Transcribe all of the material exactly, except for its pictures.
## START
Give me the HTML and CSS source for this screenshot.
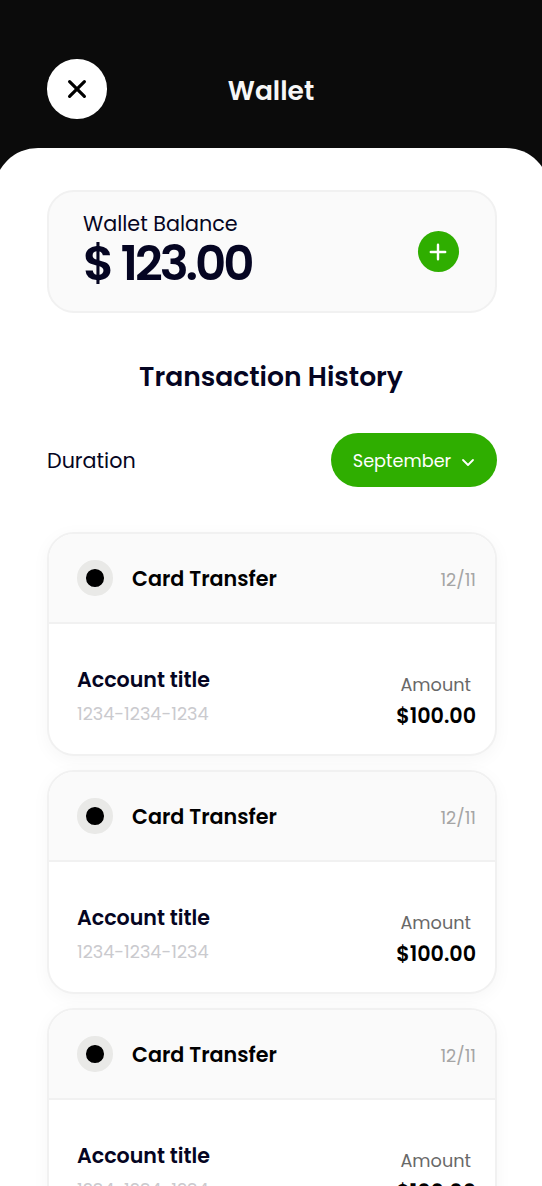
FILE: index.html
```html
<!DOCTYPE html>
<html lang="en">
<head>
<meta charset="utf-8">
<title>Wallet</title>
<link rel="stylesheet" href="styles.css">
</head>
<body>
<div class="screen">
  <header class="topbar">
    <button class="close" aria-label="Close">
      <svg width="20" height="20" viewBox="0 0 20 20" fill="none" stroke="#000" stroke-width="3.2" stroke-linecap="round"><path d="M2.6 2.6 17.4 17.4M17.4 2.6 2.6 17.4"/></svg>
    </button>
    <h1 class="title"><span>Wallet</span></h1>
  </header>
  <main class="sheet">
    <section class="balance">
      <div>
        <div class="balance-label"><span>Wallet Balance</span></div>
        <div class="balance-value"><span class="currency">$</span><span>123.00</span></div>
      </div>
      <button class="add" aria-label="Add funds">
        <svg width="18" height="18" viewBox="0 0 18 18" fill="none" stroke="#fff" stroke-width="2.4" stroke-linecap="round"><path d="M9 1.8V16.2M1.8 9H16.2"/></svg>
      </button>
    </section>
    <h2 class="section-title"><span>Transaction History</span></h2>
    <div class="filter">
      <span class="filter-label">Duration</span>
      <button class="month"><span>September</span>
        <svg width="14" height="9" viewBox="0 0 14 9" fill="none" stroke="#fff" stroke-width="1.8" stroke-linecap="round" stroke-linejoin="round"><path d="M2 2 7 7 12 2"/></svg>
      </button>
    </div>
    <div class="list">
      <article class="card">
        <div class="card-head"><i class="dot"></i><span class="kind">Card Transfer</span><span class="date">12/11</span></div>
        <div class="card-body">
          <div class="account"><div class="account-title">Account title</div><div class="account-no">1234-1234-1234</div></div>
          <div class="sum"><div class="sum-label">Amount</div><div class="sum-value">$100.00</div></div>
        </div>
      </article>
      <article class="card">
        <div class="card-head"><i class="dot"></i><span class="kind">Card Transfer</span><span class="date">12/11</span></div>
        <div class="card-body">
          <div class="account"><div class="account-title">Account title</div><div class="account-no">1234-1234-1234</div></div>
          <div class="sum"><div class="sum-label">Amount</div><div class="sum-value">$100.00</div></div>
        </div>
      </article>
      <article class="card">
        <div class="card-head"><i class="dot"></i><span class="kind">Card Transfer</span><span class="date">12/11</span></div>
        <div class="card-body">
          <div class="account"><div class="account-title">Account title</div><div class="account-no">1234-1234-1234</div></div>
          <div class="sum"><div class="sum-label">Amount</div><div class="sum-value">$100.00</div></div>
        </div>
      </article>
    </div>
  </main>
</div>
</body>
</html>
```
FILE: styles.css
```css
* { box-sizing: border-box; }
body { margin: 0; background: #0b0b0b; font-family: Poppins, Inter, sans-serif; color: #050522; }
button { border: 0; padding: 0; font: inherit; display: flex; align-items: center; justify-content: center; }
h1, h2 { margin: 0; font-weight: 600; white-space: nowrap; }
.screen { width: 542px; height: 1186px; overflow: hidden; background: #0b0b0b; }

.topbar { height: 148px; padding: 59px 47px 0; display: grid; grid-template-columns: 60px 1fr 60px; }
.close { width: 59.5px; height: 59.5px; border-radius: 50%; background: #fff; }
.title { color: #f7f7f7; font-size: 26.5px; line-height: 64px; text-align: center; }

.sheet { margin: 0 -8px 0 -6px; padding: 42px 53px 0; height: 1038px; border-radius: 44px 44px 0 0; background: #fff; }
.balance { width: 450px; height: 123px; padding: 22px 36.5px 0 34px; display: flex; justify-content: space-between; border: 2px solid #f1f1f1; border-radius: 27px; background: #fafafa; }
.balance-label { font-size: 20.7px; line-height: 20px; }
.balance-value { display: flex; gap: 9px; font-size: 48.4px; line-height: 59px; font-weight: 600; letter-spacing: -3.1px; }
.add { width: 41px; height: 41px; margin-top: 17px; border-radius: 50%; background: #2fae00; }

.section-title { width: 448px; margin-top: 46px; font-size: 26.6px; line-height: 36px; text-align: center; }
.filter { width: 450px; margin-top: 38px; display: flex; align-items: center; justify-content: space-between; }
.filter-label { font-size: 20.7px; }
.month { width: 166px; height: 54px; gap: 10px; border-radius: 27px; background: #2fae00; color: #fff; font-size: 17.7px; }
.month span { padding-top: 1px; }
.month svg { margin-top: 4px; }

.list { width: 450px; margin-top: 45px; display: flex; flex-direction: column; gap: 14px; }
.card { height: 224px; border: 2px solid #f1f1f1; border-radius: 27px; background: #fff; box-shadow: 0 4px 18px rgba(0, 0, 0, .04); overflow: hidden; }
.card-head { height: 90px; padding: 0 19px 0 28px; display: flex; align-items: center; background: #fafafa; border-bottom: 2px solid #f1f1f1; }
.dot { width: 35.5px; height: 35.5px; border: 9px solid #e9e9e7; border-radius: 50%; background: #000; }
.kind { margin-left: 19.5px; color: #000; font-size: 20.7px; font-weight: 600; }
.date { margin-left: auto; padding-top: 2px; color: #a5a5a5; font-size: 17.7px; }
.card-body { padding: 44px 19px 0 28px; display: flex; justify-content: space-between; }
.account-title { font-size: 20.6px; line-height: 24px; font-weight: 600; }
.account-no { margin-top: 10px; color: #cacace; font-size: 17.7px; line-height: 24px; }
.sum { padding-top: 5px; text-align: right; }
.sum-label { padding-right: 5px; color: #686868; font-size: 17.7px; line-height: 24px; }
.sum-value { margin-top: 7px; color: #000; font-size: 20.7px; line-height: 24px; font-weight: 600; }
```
## END
CORRECT RESPONSE >>
Give me the HTML and CSS source for this screenshot.
FILE: index.html
```html
<!DOCTYPE html>
<html lang="en">
<head>
<meta charset="utf-8">
<title>Wallet</title>
<link rel="stylesheet" href="styles.css">
</head>
<body>
<div class="screen">
  <header class="topbar">
    <button class="close" aria-label="Close">
      <svg width="20" height="20" viewBox="0 0 20 20" fill="none" stroke="#000" stroke-width="3.2" stroke-linecap="round"><path d="M2.6 2.6 17.4 17.4M17.4 2.6 2.6 17.4"/></svg>
    </button>
    <h1 class="title"><span>Wallet</span></h1>
  </header>
  <main class="sheet">
    <section class="balance">
      <div>
        <div class="balance-label"><span>Wallet Balance</span></div>
        <div class="balance-value"><span class="currency">$</span><span>123.00</span></div>
      </div>
      <button class="add" aria-label="Add funds">
        <svg width="18" height="18" viewBox="0 0 18 18" fill="none" stroke="#fff" stroke-width="2.4" stroke-linecap="round"><path d="M9 1.8V16.2M1.8 9H16.2"/></svg>
      </button>
    </section>
    <h2 class="section-title"><span>Transaction History</span></h2>
    <div class="filter">
      <span class="filter-label">Duration</span>
      <button class="month"><span>September</span>
        <svg width="14" height="9" viewBox="0 0 14 9" fill="none" stroke="#fff" stroke-width="1.8" stroke-linecap="round" stroke-linejoin="round"><path d="M2 2 7 7 12 2"/></svg>
      </button>
    </div>
    <div class="list">
      <article class="card">
        <div class="card-head"><i class="dot"></i><span class="kind">Card Transfer</span><span class="date">12/11</span></div>
        <div class="card-body">
          <div class="account"><div class="account-title">Account title</div><div class="account-no">1234-1234-1234</div></div>
          <div class="sum"><div class="sum-label">Amount</div><div class="sum-value">$100.00</div></div>
        </div>
      </article>
      <article class="card">
        <div class="card-head"><i class="dot"></i><span class="kind">Card Transfer</span><span class="date">12/11</span></div>
        <div class="card-body">
          <div class="account"><div class="account-title">Account title</div><div class="account-no">1234-1234-1234</div></div>
          <div class="sum"><div class="sum-label">Amount</div><div class="sum-value">$100.00</div></div>
        </div>
      </article>
      <article class="card">
        <div class="card-head"><i class="dot"></i><span class="kind">Card Transfer</span><span class="date">12/11</span></div>
        <div class="card-body">
          <div class="account"><div class="account-title">Account title</div><div class="account-no">1234-1234-1234</div></div>
          <div class="sum"><div class="sum-label">Amount</div><div class="sum-value">$100.00</div></div>
        </div>
      </article>
    </div>
  </main>
</div>
</body>
</html>
```
FILE: styles.css
```css
* { box-sizing: border-box; }
body { margin: 0; background: #0b0b0b; font-family: Poppins, Inter, sans-serif; color: #050522; }
button { border: 0; padding: 0; font: inherit; display: flex; align-items: center; justify-content: center; }
h1, h2 { margin: 0; font-weight: 600; white-space: nowrap; }
.screen { width: 542px; height: 1186px; overflow: hidden; background: #0b0b0b; }

.topbar { height: 148px; padding: 59px 47px 0; display: grid; grid-template-columns: 60px 1fr 60px; }
.close { width: 59.5px; height: 59.5px; border-radius: 50%; background: #fff; }
.title { color: #f7f7f7; font-size: 26.5px; line-height: 64px; text-align: center; }

.sheet { margin: 0 -8px 0 -6px; padding: 42px 53px 0; height: 1038px; border-radius: 44px 44px 0 0; background: #fff; }
.balance { width: 450px; height: 123px; padding: 22px 36.5px 0 34px; display: flex; justify-content: space-between; border: 2px solid #f1f1f1; border-radius: 27px; background: #fafafa; }
.balance-label { font-size: 20.7px; line-height: 20px; }
.balance-value { display: flex; gap: 9px; font-size: 48.4px; line-height: 59px; font-weight: 600; letter-spacing: -3.1px; }
.add { width: 41px; height: 41px; margin-top: 17px; border-radius: 50%; background: #2fae00; }

.section-title { width: 448px; margin-top: 46px; font-size: 26.6px; line-height: 36px; text-align: center; }
.filter { width: 450px; margin-top: 38px; display: flex; align-items: center; justify-content: space-between; }
.filter-label { font-size: 20.7px; }
.month { width: 166px; height: 54px; gap: 10px; border-radius: 27px; background: #2fae00; color: #fff; font-size: 17.7px; }
.month span { padding-top: 1px; }
.month svg { margin-top: 4px; }

.list { width: 450px; margin-top: 45px; display: flex; flex-direction: column; gap: 14px; }
.card { height: 224px; border: 2px solid #f1f1f1; border-radius: 27px; background: #fff; box-shadow: 0 4px 18px rgba(0, 0, 0, .04); overflow: hidden; }
.card-head { height: 90px; padding: 0 19px 0 28px; display: flex; align-items: center; background: #fafafa; border-bottom: 2px solid #f1f1f1; }
.dot { width: 35.5px; height: 35.5px; border: 9px solid #e9e9e7; border-radius: 50%; background: #000; }
.kind { margin-left: 19.5px; color: #000; font-size: 20.7px; font-weight: 600; }
.date { margin-left: auto; padding-top: 2px; color: #a5a5a5; font-size: 17.7px; }
.card-body { padding: 44px 19px 0 28px; display: flex; justify-content: space-between; }
.account-title { font-size: 20.6px; line-height: 24px; font-weight: 600; }
.account-no { margin-top: 10px; color: #cacace; font-size: 17.7px; line-height: 24px; }
.sum { padding-top: 5px; text-align: right; }
.sum-label { padding-right: 5px; color: #686868; font-size: 17.7px; line-height: 24px; }
.sum-value { margin-top: 7px; color: #000; font-size: 20.7px; line-height: 24px; font-weight: 600; }
```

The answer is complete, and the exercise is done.